Meet the Robinsons

Yep, I went and saw the movie with Cory last night and I can see both sides…as in I can see both good and bad in the movie regarding adoption.

I can see why some are very disgusted and angry by it and I can see why others enjoyed it and have no problem with it or why some thought it was a good movie regarding adoption.

I, personally, thought the movie was alright.  I didn’t get upset or angry by it and some may not see why I feel or think that way or agree with  me, but I respect their right to feel angry about it so I would hope they’d respect my right to not feel angry about it.

It did cause a little bit of mixed emotions for me, but my personal situation with placing both my girls was different.  I didn’t leave them on the doorstep of an orphanage, I placed them in the arms of their loving families and their families are loving and wonderful.  I felt sad for Lewis in the movie when he wasn’t adopted and kept waiting to find his family, my heart ached for him and my heart ached for that mother when she placed her little boy on the doorstep of the orphanage.

I can only imagine what it would be like or how hard for a mother to place their child on the doorstep of an orphanage or what circumstances might cause them to do that.  The movie did get me teary eyed in places and I did bite my lip a few times trying to keep from crying because I didn’t want to particularly cry in front of Cory or in the theater last night.

Most of all, this movie made me think and brought some questions to mind that I think are interesting to ponder and after seeing that movie, I wonder even more about what an adoptee’s opinion of this movie is and their thoughts on some of these things.  I know it’s probably different when you’re an adoptee who was placed with a family from birth then an adoptee/orphan who waited to be adopted for years like Lewis did, but really I would think that adoptees would maybe be more impacted by this movie on different levels than me as a mother who’s placed.  That’s just my personal opinion, of course, but I would like to hear from adoptees what they thought or felt if they’ve seen this movie.

One thing that I thought about after seeing this movie was this hypothetical question…If I were in Lewis’s shoes (an adoptee/orphan), would I choose to see my mother who placed me or would I choose to leave things as they were thus choosing to keep my future family and my future child as it seemed to be portrayed in the movie.  I mean if Lewis had seen his mother then it was almost positive that his son/future son who came to help him set things straight would not have existed so how would you choose, if you knew, between your seeing your mother/ birth mother and your future family/children?  It’s just an interesting thought provoking question I’ve wondered about since last night.  So, what do you think about that…if anything.

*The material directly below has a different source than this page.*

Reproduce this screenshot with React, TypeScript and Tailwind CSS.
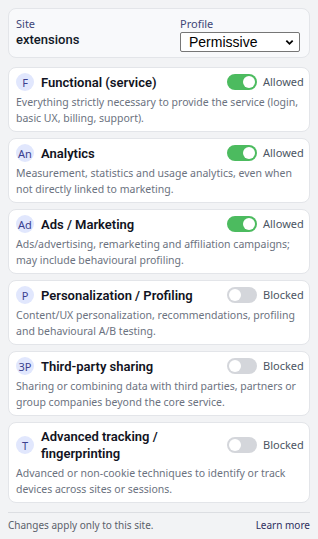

Also another thing I thought of from that movie that keeps playing over and over in my head was the phrase of “let go of the past and keep moving forward” because I think that’s something I personally needed to hear and need to keep working on myself.  It’s a very true statement in a lot of respects for a lot of things, ya know especially for me, personally.  Of course, that phrase is sometimes easier said than done, but it is what it is.

And I love the soundtrack from that movie, I loved it even before I saw it…but now I like it even more…

Here are the lyrics to the song – I’ve had it on repeat for a while now because it speaks to me somehow…ya know.


“Little Wonders” by Rob Thomas
let it roll right off your shoulder
don’t you know
the hardest part is over
let it in,
let your clarity define you
in the end
we will only just remember how it feels

our lives are made
in these small hours
these little wonders,
these twists & turns of fate
time falls away,
but these small hours,
these small hours still remain

let it slide,
let your troubles fall behind you
let it shine
until you feel it all around you
and i don’t mind
if it’s me you need to turn to
we’ll get by,
it’s the heart that really matters in the end

our lives are made
in these small hours
these little wonders,
these twists & turns of fate
time falls away,
but these small hours,
these small hours still remain

all of my regret
will wash away some how
but i can not forget
the way i feel right now

in these small hours
these little wonders
these twists & turns of fate
these twists & turns of fate
time falls away but these small hours
these small hours, still remain,
still remain
these little wonders
these twists & turns of fate
time falls away
but these small hours
these little wonders still remain

It’s a new adoption song in my collection now because it speaks volumes to me, personally.  Anyway, that’s just some of my rambling and random thoughts so far about the movie and things.  I have my mind on other personal things right now so if I forgot anything then I’ll write more later =).

I hope everyone’s doing good and having a good week =).